East Bluff businesses want nothing to do with petition signing

Clare Jellick reports tonight:

The Boys and Girls Club has pulled out of letting a group of people use its space for a petition drive in support of a school at Glen Oak Park. […]

“We went to several places, and they said it was kind of controversial. They did not want to allow us to rent a space because of the subject matter,” said Bruce Morgan, who lives just south of the park on Frye Avenue.

I have the solution for our luckless “silent majority.” They can have their petition signing party on one of the properties the school district recently purchased on the corner of Frye and Prospect. I’m sure the school board wouldn’t mind. Plus, it would have these added benefits:

  • Reduction of depression and aggression in petition signers
  • Environment-based petition signing develops skills in problem solving, critical thinking, and decision making
  • Anecdotal evidence strongly suggests that signing petitions in natural surroundings stimulates creativity and activism
  • Ability to draw a better picture of a bee next to their names on the petition

The people behind this petition drive need to ask themselves, don’t their petition signers deserve the best environment for signing a petition? Can they really even consider anyplace else? It’s easy to get there — just one moderately busy street to cross. It will increase park attendance, and while they’re there, they can visit the zoo and botanical gardens.

Petition drive underway to reconsider Park Board decision

The heretofore “silent majority” wants the Park District to know that, although they never said anything all last year while the controversy was going on, they really want a school in Glen Oak Park. Now, after the decision has already been made, they are mobilizing their forces — all 30 of them so far.

They have such nice things to say about their neighbors, too:

Lance Sperry, who has joined [Teresa] Larson in the cause, said the people that attended meeting after meeting to oppose the site aren’t the majority.

“It’s just a few that have the time to go to every (City) Council meeting, shake their fists at every Park Board meeting. A lot of us just don’t have the time to do this,” Sperry said.

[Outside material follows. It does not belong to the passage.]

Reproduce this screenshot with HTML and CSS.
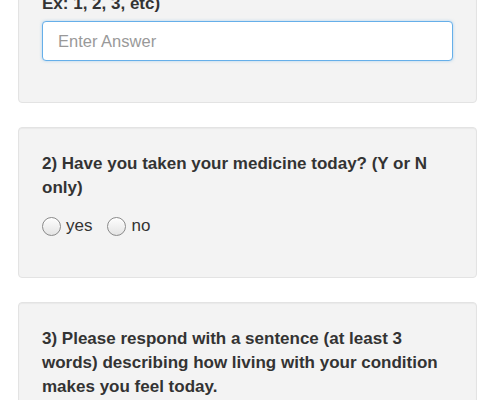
FILE: index.html
```
<!DOCTYPE html>
<html lang="en">
<head>
<meta charset="utf-8">
<title>Daily Check-in</title>
<link rel="stylesheet" href="styles.css">
</head>
<body>
<div class="survey">
  <form class="well first">
    <label class="question" for="q1">1) How many doses did you take? (Numbers,<br>Ex: 1, 2, 3, etc)</label>
    <input id="q1" class="answer" type="text" placeholder="Enter Answer">
  </form>

  <form class="well">
    <label class="question">2) Have you taken your medicine today? (Y or N only)</label>
    <div class="choices">
      <label class="choice"><input type="radio" name="q2" value="yes"> yes</label>
      <label class="choice"><input type="radio" name="q2" value="no"> no</label>
    </div>
  </form>

  <form class="well">
    <label class="question" for="q3">3) Please respond with a sentence (at least 3 words) describing how living with your condition makes you feel today.</label>
    <input id="q3" class="answer" type="text" placeholder="Enter Answer">
  </form>
</div>
</body>
</html>
```

FILE: styles.css
```
body {
    margin: 0;
    background: #fff;
    color: #333;
    font-family: "Helvetica Neue", "Liberation Sans", Arial, sans-serif;
    font-size: 17px;
    line-height: 24px;
}
.survey {
    padding: 0 18px;
    margin-top: -57px;
}
.well {
    background-color: #f3f3f3;
    border: 1px solid #e3e3e3;
    border-radius: 4px;
    box-shadow: inset 0 1px 1px rgba(0, 0, 0, 0.04);
    padding: 24px 23px 40px;
    margin: 0 0 24px;
}
.well.first {
    padding-bottom: 41px;
}
.question {
    display: block;
    font-weight: bold;
    margin-bottom: 5px;
}
.answer {
    display: block;
    box-sizing: border-box;
    width: 100%;
    height: 40px;
    padding: 0 15px;
    font-family: inherit;
    font-size: 16.5px;
    color: #555;
    background: #fff;
    border: 1px solid #66afe9;
    border-radius: 4px;
    outline: none;
    box-shadow: 0 0 3px rgba(102, 175, 233, 0.5);
}
.answer::placeholder {
    color: #999;
}
.choices {
    display: flex;
    gap: 15px;
    padding: 10px 0 0;
    line-height: 22px;
}
.choice {
    display: flex;
    align-items: center;
    gap: 5px;
}
.choice input {
    appearance: none;
    -webkit-appearance: none;
    margin: 0;
    width: 19px;
    height: 19px;
    border: 1px solid #8a8a8a;
    border-radius: 50%;
    background: linear-gradient(#fdfdfd, #e4e4e4);
    box-shadow: inset 0 1px 1px #fff;
}
```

Oh, sure. Five neighborhood associations, the Heart of Peoria Commission, Councilman Bob Manning, et. al., are just a few lazy bums with all kinds of time on their hands and nothing better to do than to go to every council and park board meeting. They don’t have job commitments or families or social lives like the vaunted “silent majority” who “just don’t have the time” to participate in civic affairs.

That means this “majority,” if we are to believe Mr. Sperry, is too busy to make a call, write a letter, or attend a meeting; no, political action is evidently at the very bottom of their priority list, and they consider that a virtue. Teresa Larson (the apparent leader of this petition drive) says she “just assumed that the Park Board would make the ‘right’ decision.” Well I guess she and her johnny-come-lately petition signers have learned a valuable civics lesson.